─── Source excerpt ───
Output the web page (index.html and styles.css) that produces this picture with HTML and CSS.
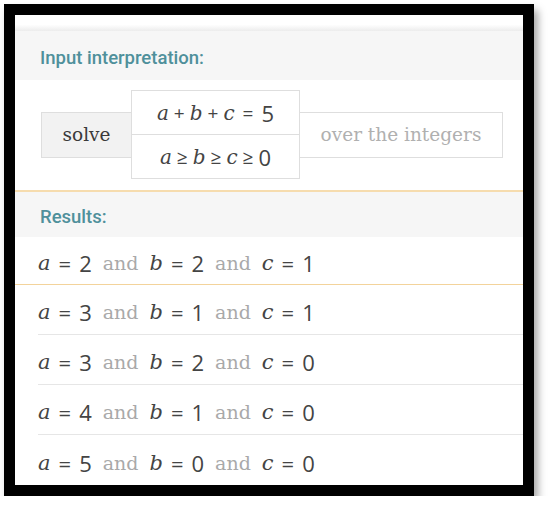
FILE: index.html
```html
<!DOCTYPE html>
<html>
<head>
<meta charset="utf-8">
<link rel="stylesheet" href="styles.css">
</head>
<body>
<div class="frame">
  <div class="topgap"></div>
  <section class="pod">
    <div class="pod-title">Input interpretation:</div>
    <div class="input-area">
      <div class="interp">
        <div class="cell solve">solve</div>
        <div class="stack">
          <div class="cell eq"><span class="v">a</span><span class="op">+</span><span class="v">b</span><span class="op">+</span><span class="v">c</span><span class="op eqs">=</span><span class="n">5</span></div>
          <div class="cell eq"><span class="v">a</span><span class="op">≥</span><span class="v">b</span><span class="op">≥</span><span class="v">c</span><span class="op">≥</span><span class="n">0</span></div>
        </div>
        <div class="cell over">over the integers</div>
      </div>
    </div>
  </section>
  <section class="pod results">
    <div class="pod-title">Results:</div>
    <div class="row first"><span class="v">a</span><span class="op">=</span><span class="n">2</span><span class="and">and</span><span class="v">b</span><span class="op">=</span><span class="n">2</span><span class="and">and</span><span class="v">c</span><span class="op">=</span><span class="n">1</span></div>
    <div class="row"><span class="v">a</span><span class="op">=</span><span class="n">3</span><span class="and">and</span><span class="v">b</span><span class="op">=</span><span class="n">1</span><span class="and">and</span><span class="v">c</span><span class="op">=</span><span class="n">1</span></div>
    <div class="row"><span class="v">a</span><span class="op">=</span><span class="n">3</span><span class="and">and</span><span class="v">b</span><span class="op">=</span><span class="n">2</span><span class="and">and</span><span class="v">c</span><span class="op">=</span><span class="n">0</span></div>
    <div class="row"><span class="v">a</span><span class="op">=</span><span class="n">4</span><span class="and">and</span><span class="v">b</span><span class="op">=</span><span class="n">1</span><span class="and">and</span><span class="v">c</span><span class="op">=</span><span class="n">0</span></div>
    <div class="row last"><span class="v">a</span><span class="op">=</span><span class="n">5</span><span class="and">and</span><span class="v">b</span><span class="op">=</span><span class="n">0</span><span class="and">and</span><span class="v">c</span><span class="op">=</span><span class="n">0</span></div>
  </section>
</div>
</body>
</html>
```

FILE: styles.css
```css
html, body {
  margin: 0;
  padding: 0;
  background: #ffffff;
}

.frame {
  margin: 4px 0 0 4px;
  width: 508px;
  height: 470px;
  border: 11px solid #000;
  background: #fff;
  box-shadow: 4px 6px 8px rgba(0, 0, 0, 0.35);
  overflow: hidden;
  display: flex;
  flex-direction: column;
}

.topgap {
  height: 18px;
  background: linear-gradient(#ffffff 60%, #ececec);
}

.pod-title {
  background: #f6f6f6;
  color: #4f909b;
  font-family: Roboto, "Liberation Sans", sans-serif;
  font-size: 18.5px;
  font-weight: 500;
  padding-left: 25px;
  display: flex;
  align-items: center;
  box-sizing: border-box;
}

.pod > .pod-title {
  height: 49px;
  padding-top: 4px;
}

.input-area {
  padding: 10px 0 11px 26px;
  border-bottom: 2px solid #f6dcae;
}

.interp {
  display: flex;
  align-items: center;
}

.cell {
  display: flex;
  align-items: center;
  justify-content: center;
  box-sizing: border-box;
  border: 1px solid #dedede;
  font-family: "DejaVu Serif", serif;
  font-size: 18.5px;
}

.solve {
  width: 91px;
  height: 46px;
  background: #f2f2f2;
  color: #3a3a3a;
}

.stack {
  display: flex;
  flex-direction: column;
  margin-left: -1px;
}

.stack .eq {
  width: 169px;
  height: 45px;
  color: #444;
}

.stack .eq + .eq {
  margin-top: -1px;
}

.over {
  width: 204px;
  height: 46px;
  margin-left: -1px;
  color: #b0b0b0;
}

.results > .pod-title {
  height: 45px;
}

.v {
  font-family: "DejaVu Serif", serif;
  font-style: italic;
  color: #444;
}

.op, .n {
  font-family: "Open Sans", "DejaVu Sans", sans-serif;
  color: #444;
}

.eq .v {
  font-size: 20px;
}

.eq .op {
  margin: 0 5px;
  font-size: 19px;
}

.eq .op.eqs {
  margin: 0 8px;
}

.eq .n {
  font-size: 22px;
}

.row {
  height: 50px;
  box-sizing: border-box;
  margin-left: 23px;
  border-bottom: 1px solid #e6e6e6;
  display: flex;
  align-items: center;
  padding-top: 5px;
}

.row.first {
  height: 48px;
  margin-left: 0;
  padding-left: 23px;
  border-bottom: 1px solid #f3d39b;
}

.row.last {
  border-bottom: none;
}

.row .v {
  font-size: 21px;
}

.row .op {
  margin: 0 8px;
  font-size: 22px;
}

.row .n {
  font-size: 22px;
}

.and {
  font-family: "DejaVu Serif", serif;
  font-size: 19px;
  color: #a9a9a9;
  margin: 0 11px;
}
```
───
**Exercise details:** Write out the listing above exactly as it stands, pictures excluded.

**Solution below:**
Output the web page (index.html and styles.css) that produces this picture with HTML and CSS.
FILE: index.html
```html
<!DOCTYPE html>
<html>
<head>
<meta charset="utf-8">
<link rel="stylesheet" href="styles.css">
</head>
<body>
<div class="frame">
  <div class="topgap"></div>
  <section class="pod">
    <div class="pod-title">Input interpretation:</div>
    <div class="input-area">
      <div class="interp">
        <div class="cell solve">solve</div>
        <div class="stack">
          <div class="cell eq"><span class="v">a</span><span class="op">+</span><span class="v">b</span><span class="op">+</span><span class="v">c</span><span class="op eqs">=</span><span class="n">5</span></div>
          <div class="cell eq"><span class="v">a</span><span class="op">≥</span><span class="v">b</span><span class="op">≥</span><span class="v">c</span><span class="op">≥</span><span class="n">0</span></div>
        </div>
        <div class="cell over">over the integers</div>
      </div>
    </div>
  </section>
  <section class="pod results">
    <div class="pod-title">Results:</div>
    <div class="row first"><span class="v">a</span><span class="op">=</span><span class="n">2</span><span class="and">and</span><span class="v">b</span><span class="op">=</span><span class="n">2</span><span class="and">and</span><span class="v">c</span><span class="op">=</span><span class="n">1</span></div>
    <div class="row"><span class="v">a</span><span class="op">=</span><span class="n">3</span><span class="and">and</span><span class="v">b</span><span class="op">=</span><span class="n">1</span><span class="and">and</span><span class="v">c</span><span class="op">=</span><span class="n">1</span></div>
    <div class="row"><span class="v">a</span><span class="op">=</span><span class="n">3</span><span class="and">and</span><span class="v">b</span><span class="op">=</span><span class="n">2</span><span class="and">and</span><span class="v">c</span><span class="op">=</span><span class="n">0</span></div>
    <div class="row"><span class="v">a</span><span class="op">=</span><span class="n">4</span><span class="and">and</span><span class="v">b</span><span class="op">=</span><span class="n">1</span><span class="and">and</span><span class="v">c</span><span class="op">=</span><span class="n">0</span></div>
    <div class="row last"><span class="v">a</span><span class="op">=</span><span class="n">5</span><span class="and">and</span><span class="v">b</span><span class="op">=</span><span class="n">0</span><span class="and">and</span><span class="v">c</span><span class="op">=</span><span class="n">0</span></div>
  </section>
</div>
</body>
</html>
```

FILE: styles.css
```css
html, body {
  margin: 0;
  padding: 0;
  background: #ffffff;
}

.frame {
  margin: 4px 0 0 4px;
  width: 508px;
  height: 470px;
  border: 11px solid #000;
  background: #fff;
  box-shadow: 4px 6px 8px rgba(0, 0, 0, 0.35);
  overflow: hidden;
  display: flex;
  flex-direction: column;
}

.topgap {
  height: 18px;
  background: linear-gradient(#ffffff 60%, #ececec);
}

.pod-title {
  background: #f6f6f6;
  color: #4f909b;
  font-family: Roboto, "Liberation Sans", sans-serif;
  font-size: 18.5px;
  font-weight: 500;
  padding-left: 25px;
  display: flex;
  align-items: center;
  box-sizing: border-box;
}

.pod > .pod-title {
  height: 49px;
  padding-top: 4px;
}

.input-area {
  padding: 10px 0 11px 26px;
  border-bottom: 2px solid #f6dcae;
}

.interp {
  display: flex;
  align-items: center;
}

.cell {
  display: flex;
  align-items: center;
  justify-content: center;
  box-sizing: border-box;
  border: 1px solid #dedede;
  font-family: "DejaVu Serif", serif;
  font-size: 18.5px;
}

.solve {
  width: 91px;
  height: 46px;
  background: #f2f2f2;
  color: #3a3a3a;
}

.stack {
  display: flex;
  flex-direction: column;
  margin-left: -1px;
}

.stack .eq {
  width: 169px;
  height: 45px;
  color: #444;
}

.stack .eq + .eq {
  margin-top: -1px;
}

.over {
  width: 204px;
  height: 46px;
  margin-left: -1px;
  color: #b0b0b0;
}

.results > .pod-title {
  height: 45px;
}

.v {
  font-family: "DejaVu Serif", serif;
  font-style: italic;
  color: #444;
}

.op, .n {
  font-family: "Open Sans", "DejaVu Sans", sans-serif;
  color: #444;
}

.eq .v {
  font-size: 20px;
}

.eq .op {
  margin: 0 5px;
  font-size: 19px;
}

.eq .op.eqs {
  margin: 0 8px;
}

.eq .n {
  font-size: 22px;
}

.row {
  height: 50px;
  box-sizing: border-box;
  margin-left: 23px;
  border-bottom: 1px solid #e6e6e6;
  display: flex;
  align-items: center;
  padding-top: 5px;
}

.row.first {
  height: 48px;
  margin-left: 0;
  padding-left: 23px;
  border-bottom: 1px solid #f3d39b;
}

.row.last {
  border-bottom: none;
}

.row .v {
  font-size: 21px;
}

.row .op {
  margin: 0 8px;
  font-size: 22px;
}

.row .n {
  font-size: 22px;
}

.and {
  font-family: "DejaVu Serif", serif;
  font-size: 19px;
  color: #a9a9a9;
  margin: 0 11px;
}
```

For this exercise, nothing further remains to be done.